Leah Robinson

Personal information
- Born: 7 November 1993 (age 32) Kitchener, Ontario, Canada
- Height: 1.66 m (5 ft 5 in)
- Weight: 50 kg (110 lb)

Sport
- Country: Canada
- Sport: Paralympic athletics
- Disability: Hemiplegia
- Disability class: T37
- Event(s): 100 metres 200 metres 400 metres
- Club: University of Guelph
- Coached by: Jason Kerr
- Retired: 2017

Medal record
Paralympic athletics
Representing Canada
Parapan American Games
| Silver medal – second place | 2015 Toronto | 400m T37 |
| Bronze medal – third place | 2015 Toronto | 200m T37 |

= Leah Robinson (athlete) =

Canadian Paralympic athlete

Leah Robinson (born 7 November 1993) is a retired Canadian Paralympic athlete who competed in sprinting events.
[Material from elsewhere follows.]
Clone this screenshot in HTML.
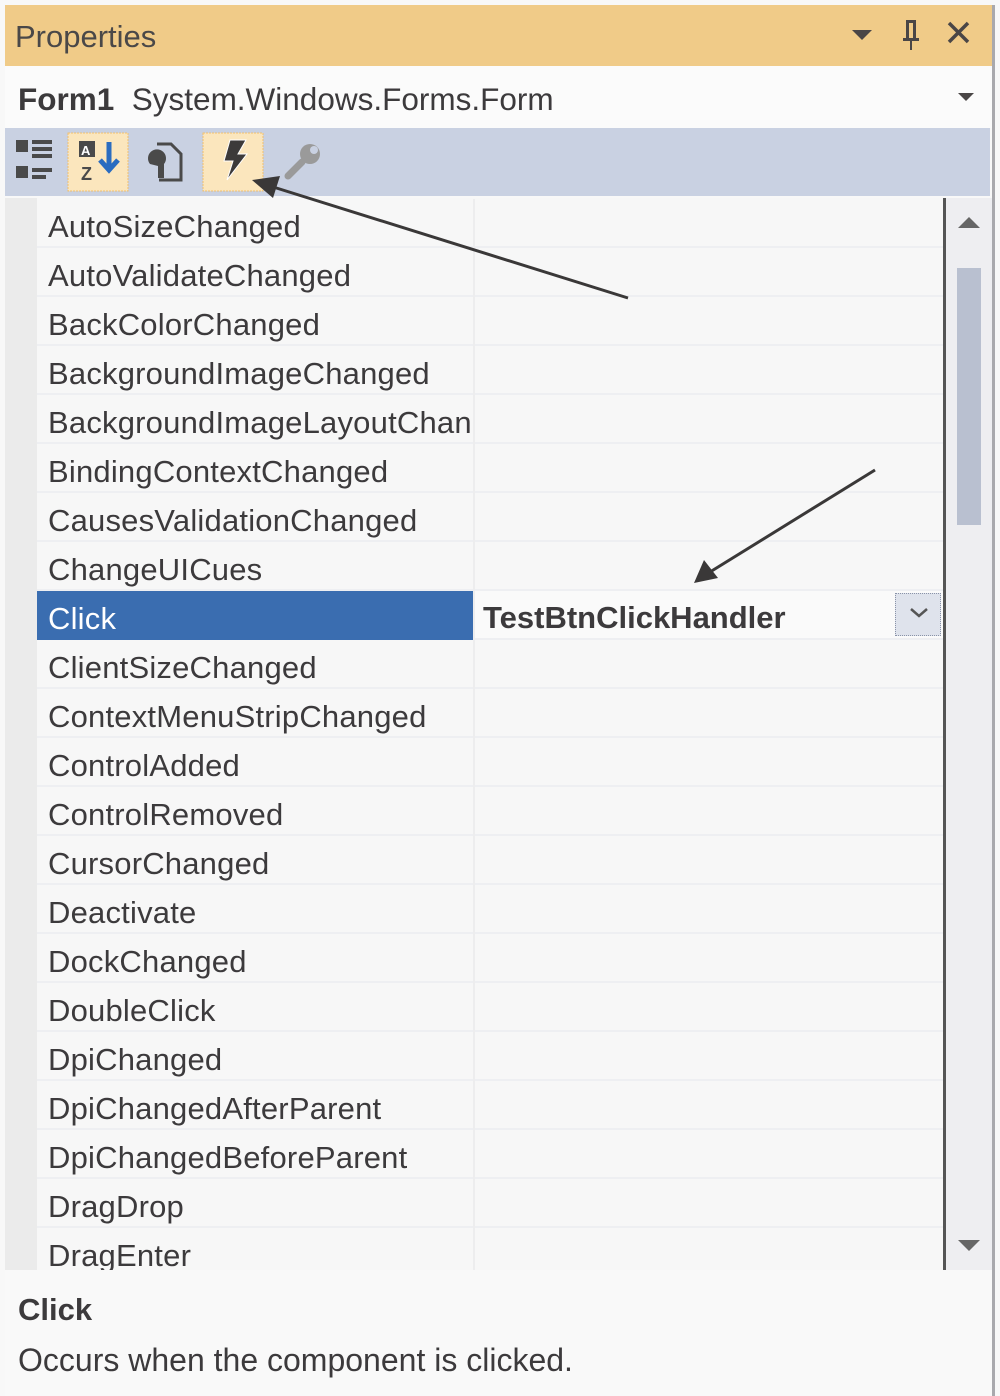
<!DOCTYPE html>
<html><head><meta charset="utf-8"><style>
*{margin:0;padding:0;box-sizing:border-box}
body{width:1000px;height:1396px;background:#f8f8f8;position:relative;overflow:hidden;font-family:"Liberation Sans",sans-serif;color:#3c3a3c}
.abs{position:absolute}
.title{left:5px;top:5px;width:987px;height:61px;background:#f0cb88;font-size:31px;line-height:64px;padding-left:10px;color:#4a4848}
.form{left:5px;top:66px;width:987px;height:62px;background:#fbfbfb;font-size:31.5px;line-height:66px;padding-left:13px}
.tb{left:5px;top:128px;width:985px;height:68px;background:#c9d1e2}
.grid{left:5px;top:198px;width:938px;height:1072px;background:#f7f7f7;overflow:hidden}
.gut{left:0;top:0;width:32px;height:1072px;background:#ebebeb}
.row{position:absolute;left:32px;width:906px;height:49px;border-bottom:2px solid #eeeff2}
.row .n{position:absolute;left:11px;top:0;line-height:55px;height:49px;font-size:31px;white-space:nowrap;width:425px;overflow:hidden;letter-spacing:0.2px}
.row .v{position:absolute;left:436px;top:0;width:2px;height:49px;background:#ededee}
.sb{left:943px;top:198px;width:49px;height:1072px;background:#eeeef1;border-left:3px solid #555}
.desc{left:5px;top:1270px;width:987px;height:126px;background:#f9f9f9}
</style></head><body>
<div class="abs title">Properties</div>
<svg class="abs" style="left:840px;top:15px" width="140" height="40">
<polygon points="12,15 32,15 22,25" fill="#4a4646"/>
<path d="M66,5 h10 v18 h3 v3 h-7 v9 h-2 v-9 h-7 v-3 h3 z M69,8 v15 h4 v-15z" fill="#4a4646"/>
<path d="M109,8 L128,27 M128,8 L109,27" stroke="#4a4646" stroke-width="3.5"/>
</svg>
<div class="abs" style="left:992px;top:5px;width:3px;height:1391px;background:#a9a9ad"></div>
<div class="abs form"><b>Form1</b>&nbsp; System.Windows.Forms.Form</div>
<svg class="abs" style="left:955px;top:90px" width="24" height="16"><polygon points="3,3 19,3 11,11" fill="#4a4646"/></svg>
<div class="abs tb"></div>
<svg class="abs" style="left:5px;top:128px" width="330" height="68">
<rect x="11" y="12" width="12" height="12" fill="#4a4a4a"/><rect x="11" y="38" width="12" height="12" fill="#4a4a4a"/>
<rect x="27" y="12" width="20" height="4" fill="#4a4a4a"/><rect x="27" y="19" width="20" height="4" fill="#4a4a4a"/><rect x="27" y="26" width="20" height="4" fill="#4a4a4a"/>
<rect x="27" y="40" width="20" height="4" fill="#4a4a4a"/><rect x="27" y="47" width="14" height="4" fill="#4a4a4a"/>
<rect x="63" y="5" width="60" height="58" fill="#fbe6bd" stroke="#f0c070" stroke-dasharray="2 1"/>
<rect x="74" y="13" width="16" height="16" fill="#4a4a4a"/><text x="76" y="27" font-size="13" fill="#fff" font-weight="bold">A</text>
<text x="76" y="52" font-size="18" fill="#4a4a4a" font-weight="bold">Z</text>
<path d="M104,14 v26 M95,32 l9,10 l9,-10" stroke="#2a6cc0" stroke-width="5" fill="none"/>
<path d="M152,16 h14 l10,10 v26 h-22" stroke="#4a4a4a" stroke-width="3" fill="none"/>
<path d="M145,36 a9,9 0 1 1 14,0 v14 h-6 v-12z" fill="#4a4a4a"/>
<rect x="198" y="5" width="60" height="58" fill="#fbe6bd" stroke="#f0c070" stroke-dasharray="2 1"/>
<path d="M225,12 h16 l-8,14 h9 l-20,26 l6,-19 h-9z" fill="#3c3a3a" stroke="#fff" stroke-width="1"/>
<path d="M283,48 l14,-14" stroke="#9a9a9a" stroke-width="7" stroke-linecap="round"/>
<circle cx="305" cy="26" r="10" fill="#9a9a9a"/><circle cx="309" cy="22" r="4" fill="#c9d1e2"/>
</svg>
<div class="abs grid">
<div class="abs gut"></div>
<div class="row" style="top:1px"><div class="n">AutoSizeChanged</div><div class="v"></div></div>
<div class="row" style="top:50px"><div class="n">AutoValidateChanged</div><div class="v"></div></div>
<div class="row" style="top:99px"><div class="n">BackColorChanged</div><div class="v"></div></div>
<div class="row" style="top:148px"><div class="n">BackgroundImageChanged</div><div class="v"></div></div>
<div class="row" style="top:197px"><div class="n">BackgroundImageLayoutChanged</div><div class="v"></div></div>
<div class="row" style="top:246px"><div class="n">BindingContextChanged</div><div class="v"></div></div>
<div class="row" style="top:295px"><div class="n">CausesValidationChanged</div><div class="v"></div></div>
<div class="row" style="top:344px"><div class="n">ChangeUICues</div><div class="v"></div></div>
<div class="row" style="top:393px;background:#fafafa"><div class="n" style="background:#3a6db0;color:#fff;left:0;padding-left:11px;width:436px">Click</div><div class="v"></div>
<div class="abs" style="left:446px;top:0;line-height:53px;font-size:31px;font-weight:bold;letter-spacing:0px">TestBtnClickHandler</div>
<div class="abs" style="left:858px;top:2px;width:46px;height:43px;background:#dfe3ec;border:1px dotted #8a93a8"></div>
<svg class="abs" style="left:870px;top:14px" width="24" height="16"><path d="M4,4 l8,7 l8,-7" stroke="#555" stroke-width="2.5" fill="none"/></svg></div>
<div class="row" style="top:442px"><div class="n">ClientSizeChanged</div><div class="v"></div></div>
<div class="row" style="top:491px"><div class="n">ContextMenuStripChanged</div><div class="v"></div></div>
<div class="row" style="top:540px"><div class="n">ControlAdded</div><div class="v"></div></div>
<div class="row" style="top:589px"><div class="n">ControlRemoved</div><div class="v"></div></div>
<div class="row" style="top:638px"><div class="n">CursorChanged</div><div class="v"></div></div>
<div class="row" style="top:687px"><div class="n">Deactivate</div><div class="v"></div></div>
<div class="row" style="top:736px"><div class="n">DockChanged</div><div class="v"></div></div>
<div class="row" style="top:785px"><div class="n">DoubleClick</div><div class="v"></div></div>
<div class="row" style="top:834px"><div class="n">DpiChanged</div><div class="v"></div></div>
<div class="row" style="top:883px"><div class="n">DpiChangedAfterParent</div><div class="v"></div></div>
<div class="row" style="top:932px"><div class="n">DpiChangedBeforeParent</div><div class="v"></div></div>
<div class="row" style="top:981px"><div class="n">DragDrop</div><div class="v"></div></div>
<div class="row" style="top:1030px"><div class="n">DragEnter</div><div class="v"></div></div>
</div>
<div class="abs sb"></div>
<div class="abs" style="left:957px;top:268px;width:24px;height:257px;background:#b9c0d0"></div>
<svg class="abs" style="left:955px;top:210px" width="30" height="1060">
<polygon points="3,18 25,18 14,7" fill="#666"/>
<polygon points="3,1030 25,1030 14,1041" fill="#666"/>
</svg>
<div class="abs desc">
<div class="abs" style="left:13px;top:22px;font-size:31px;font-weight:bold">Click</div>
<div class="abs" style="left:13px;top:72px;font-size:32px">Occurs when the component is clicked.</div>
</div>
<svg class="abs" style="left:0;top:0" width="1000" height="700">
<line x1="628" y1="298" x2="270" y2="186" stroke="#3a3838" stroke-width="3"/>
<polygon points="252,180 280,176 273,198" fill="#3a3838"/>
<line x1="875" y1="470" x2="710" y2="572" stroke="#3a3838" stroke-width="3"/>
<polygon points="694,583 704,560 718,578" fill="#3a3838"/>
</svg>
</body></html>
She is a two-time Parapan American Games medalist and has competed at two Paralympic Games.

Robinson was the youngest member of the Canadian team at the 2008 Summer Paralympics, she was fourteen years old at the time and competed in the 100m T37 and 200m T37 where she finished twelfth and tenth in the semifinals respectively.